One self-storage owner’s battle against eminent domain continues as the U.S. Supreme Court meets today to consider whether it will re-evaluate the legality of the case.

After years of court battles and appeals, self-storage owner Nicholas Sprayregen lost his fight in a New York eminent domain case against Columbia University last summer. The New York Court of Appeals in Albany ruled in June the state can use its eminent domain power to acquire private property for an expansion for Columbia University. Eminent domain is state seizure of private property for the “public good” in exchange for market-rate compensation.

The ruling reversed a lower court ruling from December 2009 that stopped the state from taking property from Sprayregen and Gurnam Singh and Parminder Kaur, the owners of two gas stations. Sprayregen owns four Tuck-It-Away Self Storage facilities in Manhattanville.
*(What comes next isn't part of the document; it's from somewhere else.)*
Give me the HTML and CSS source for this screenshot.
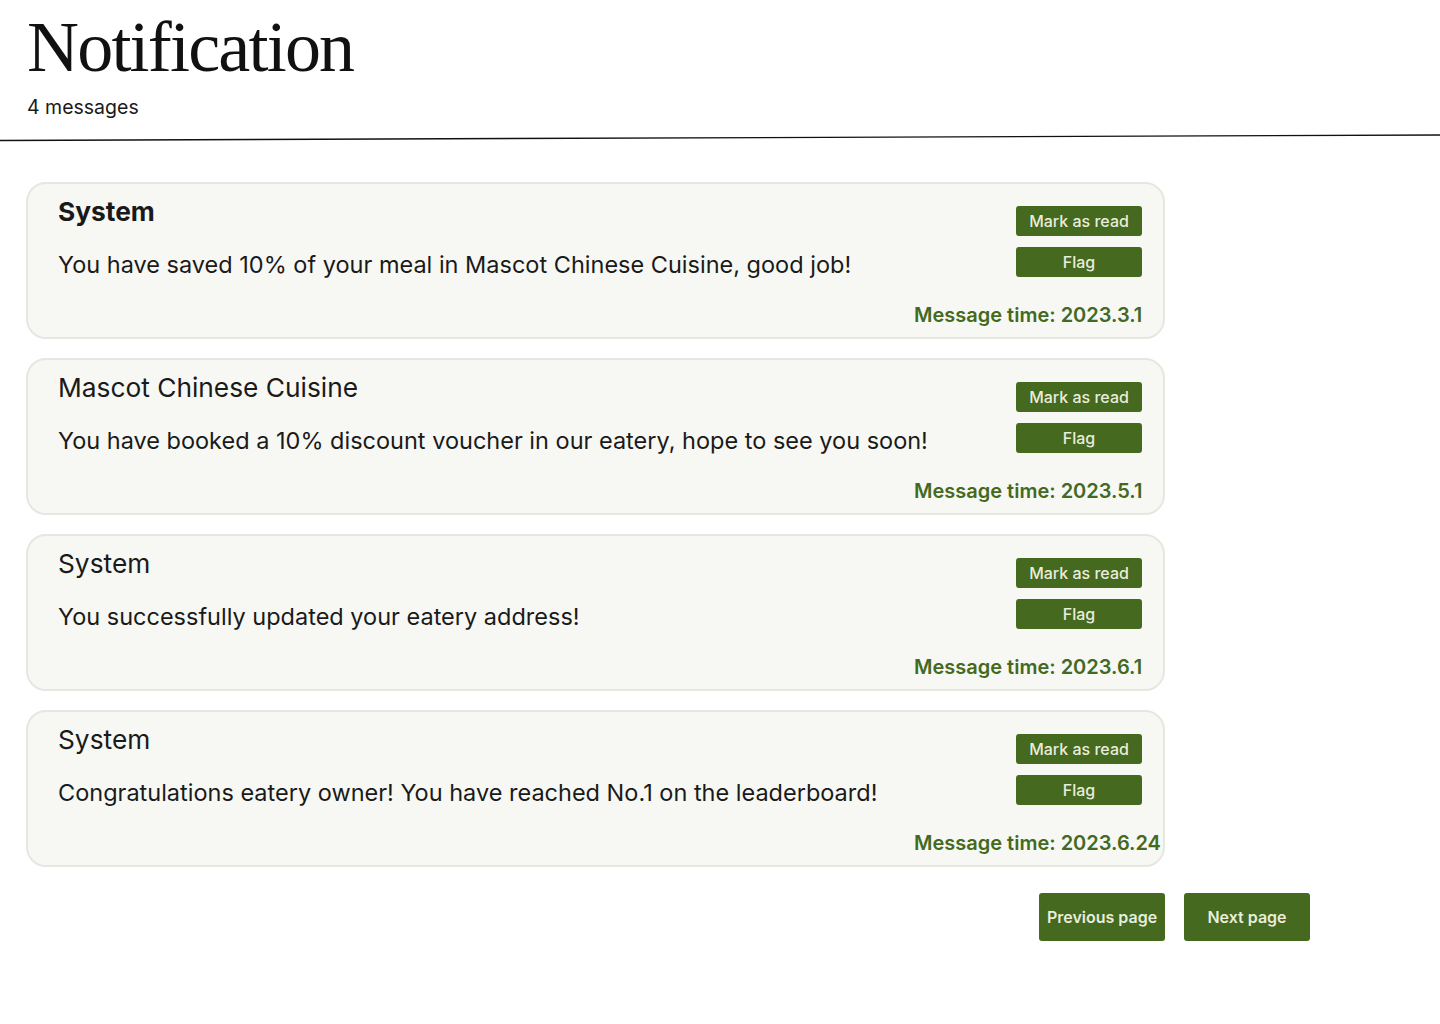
FILE: index.html
```html
<!DOCTYPE html>
<html lang="en">
<head>
<meta charset="utf-8">
<title>Notification</title>
<link rel="stylesheet" href="styles.css">
</head>
<body>
<header class="page-header">
  <h1 class="page-title">Notification</h1>
  <p class="page-count">4 messages</p>
</header>
<svg class="divider" viewBox="0 0 1440 10" preserveAspectRatio="none" aria-hidden="true">
  <line x1="0" y1="7.5" x2="1440" y2="2" stroke="#111" stroke-width="1.4"/>
</svg>
<main class="list">
  <article class="card">
    <div class="card-main">
      <h2 class="card-title bold">System</h2>
      <p class="card-text">You have saved 10% of your meal in Mascot Chinese Cuisine, good job!</p>
    </div>
    <div class="card-side">
      <button class="btn-sm">Mark as read</button>
      <button class="btn-sm">Flag</button>
      <div class="time">Message time: 2023.3.1</div>
    </div>
  </article>
  <article class="card">
    <div class="card-main">
      <h2 class="card-title">Mascot Chinese Cuisine</h2>
      <p class="card-text">You have booked a 10% discount voucher in our eatery, hope to see you soon!</p>
    </div>
    <div class="card-side">
      <button class="btn-sm">Mark as read</button>
      <button class="btn-sm">Flag</button>
      <div class="time">Message time: 2023.5.1</div>
    </div>
  </article>
  <article class="card">
    <div class="card-main">
      <h2 class="card-title">System</h2>
      <p class="card-text">You successfully updated your eatery address!</p>
    </div>
    <div class="card-side">
      <button class="btn-sm">Mark as read</button>
      <button class="btn-sm">Flag</button>
      <div class="time">Message time: 2023.6.1</div>
    </div>
  </article>
  <article class="card">
    <div class="card-main">
      <h2 class="card-title">System</h2>
      <p class="card-text">Congratulations eatery owner! You have reached No.1 on the leaderboard!</p>
    </div>
    <div class="card-side">
      <button class="btn-sm">Mark as read</button>
      <button class="btn-sm">Flag</button>
      <div class="time">Message time: 2023.6.24</div>
    </div>
  </article>
</main>
<nav class="pager">
  <button class="btn-page">Previous page</button>
  <button class="btn-page">Next page</button>
</nav>
</body>
</html>
```
FILE: styles.css
```css
* { box-sizing: border-box; }
html, body { margin: 0; padding: 0; background: #fff; }
body {
  font-family: Inter, "Noto Sans", sans-serif;
  color: #1a1a1a;
}
.page-header {
  padding: 11px 0 0 27px;
}
.page-title {
  margin: 0;
  font-family: "Liberation Serif", "Times New Roman", serif;
  font-weight: 400;
  font-size: 72px;
  line-height: 72px;
  letter-spacing: -1.8px;
  color: #111;
}
.page-count {
  margin: 12px 0 0 0;
  font-size: 19.5px;
  line-height: 24px;
  color: #1a1a1a;
}
.divider {
  display: block;
  width: 100%;
  height: 10px;
  margin-top: 14px;
}
.list {
  display: flex;
  flex-direction: column;
  gap: 19px;
  padding: 39px 0 0 26px;
  width: 1165px;
}
.card {
  display: flex;
  background: #f7f8f3;
  border: 2px solid #e6e7e2;
  border-radius: 20px;
  padding: 10px 21px 10px 30px;
}
.card-main {
  flex: 1;
  min-width: 0;
  padding-top: 2px;
}
.card-title {
  margin: 0;
  font-size: 26.3px;
  line-height: 32px;
  font-weight: 400;
  color: #1a1a1a;
}
.card-title.bold { font-weight: 700; }
.card-text {
  margin: 22px 0 0 0;
  font-size: 23.5px;
  line-height: 30px;
  white-space: nowrap;
  color: #1a1a1a;
}
.card-side {
  width: 228px;
  flex: none;
  display: flex;
  flex-direction: column;
  align-items: flex-end;
}
.btn-sm {
  width: 126px;
  height: 30px;
  margin-top: 11px;
  border: 0;
  border-radius: 3px;
  background: #44691f;
  color: #e8eddc;
  font-family: Inter, sans-serif;
  font-size: 16px;
  font-weight: 500;
  padding: 0;
}
.btn-sm:first-child { margin-top: 12px; }
.time {
  align-self: stretch;
  white-space: nowrap;
  margin-top: 26px;
  font-size: 20px;
  line-height: 24px;
  font-weight: 600;
  color: #44691f;
}
.pager {
  display: flex;
  justify-content: flex-end;
  gap: 19px;
  padding: 26px 130px 0 0;
}
.btn-page {
  width: 126px;
  height: 48px;
  border: 0;
  border-radius: 3px;
  background: #44691f;
  color: #e8eddc;
  font-family: Inter, sans-serif;
  font-size: 16px;
  font-weight: 600;
  padding: 0;
}
```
Now the U.S. Supreme Court could decide to grant certiorari—the official term for agreeing to hear a case. If it denies certiorari, the state will be able to seize the private properties on the University’s behalf. The court, which has officially scheduled this case for conference today, grants just one percent of all petitions for certiorari.

Columbia unveiled plans to build a satellite campus in 2003 and has since attempted to obtain parts of a 17-acre site in Upper Manhattan for its $6.3 billion expansion. After Sprayregen refused to sell his property, Columbia sought to obtain the land through eminent domain.
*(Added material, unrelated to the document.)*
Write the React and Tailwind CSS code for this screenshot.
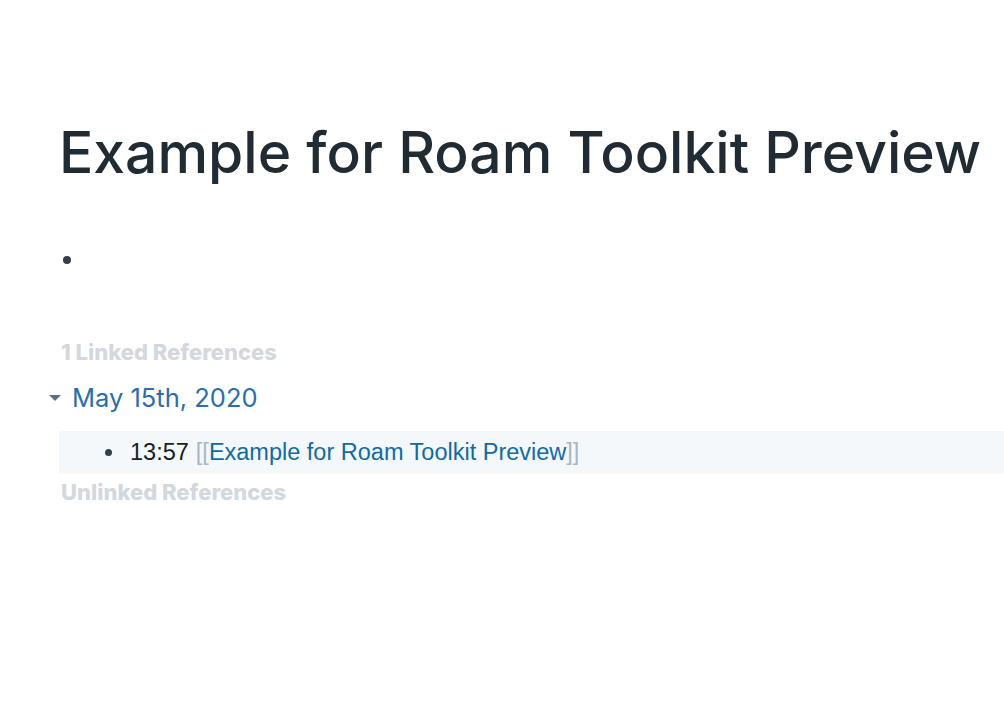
import React from 'react';

const App = () => {
    return (
        <main
            className="w-[1004px] h-[720px] bg-white overflow-hidden text-[#202b33]"
            style={{ fontFamily: 'Inter, "Noto Sans", sans-serif' }}
        >
            <div className="pl-[59px] pt-[117px]">
                <h1 className="text-[57px] leading-[72px] font-medium whitespace-nowrap">
                    Example for Roam Toolkit Preview
                </h1>

                <div className="mt-[57px] h-[28px] flex items-center pl-[4px]">
                    <span className="w-[8px] h-[8px] rounded-full bg-[#30404d]" />
                </div>

                <div className="mt-[64px] pl-[2px] text-[22px] leading-[28px] font-extrabold text-[#d3d8de]">
                    1 Linked References
                </div>

                <div className="mt-[15px] flex items-center -ml-[11px]">
                    <svg width="14" height="14" viewBox="0 0 14 14" className="mr-[10px]">
                        <path d="M1 4 L13 4 L7 10 Z" fill="#5c7080" />
                    </svg>
                    <span className="text-[25.5px] leading-[34px] text-[#2b6ea8]">May 15th, 2020</span>
                </div>

                <div
                    className="mt-[16px] h-[43px] bg-[#f5f8fa] flex items-center pl-[46px] text-[23.5px]"
                    style={{ fontFamily: '"Liberation Sans", Arial, sans-serif' }}
                >
                    <span className="w-[7px] h-[7px] rounded-full bg-[#30404d] mr-[18px]" />
                    <span className="text-[#182026]">13:57</span>
                    <span className="ml-[7px] text-[#a7b6c2]">[[</span>
                    <span className="text-[#106ba3]">Example for Roam Toolkit Preview</span>
                    <span className="text-[#a7b6c2]">]]</span>
                </div>

                <div className="mt-[4px] pl-[2px] text-[22px] leading-[28px] font-extrabold text-[#d3d8de]">
                    Unlinked References
                </div>
            </div>
        </main>
    );
};

export default App;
The legal battle began in December 2008, when Empire State Development Corp., the state agency that approves eminent domain, deemed the neighborhood “blighted.” Sprayregen, Singh, and Kaur then filed lawsuits.

Sprayregen told Inside Self-Storage last summer that he was “stunned” by the Court of Appeals’ decision and reversal of the prior Appellate ruling. “The Court of Appeals virtually ignored most of the facts we presented during the proceeding.”

Although he hopes the U.S. Supreme Court will consider the case, he told ISS, “I am enough of a realist to know they only take 1 percent or 2 percent of the cases brought to their attention.”

The last Supreme Court eminent domain decision was Kelo v. City of New London in 2005, in which property owners lost their case.

If the Supreme Court refuses the case, the business owners will be out of options, paving the way for Columbia University’s proposed expansion. The court is expected to make a decision by Monday.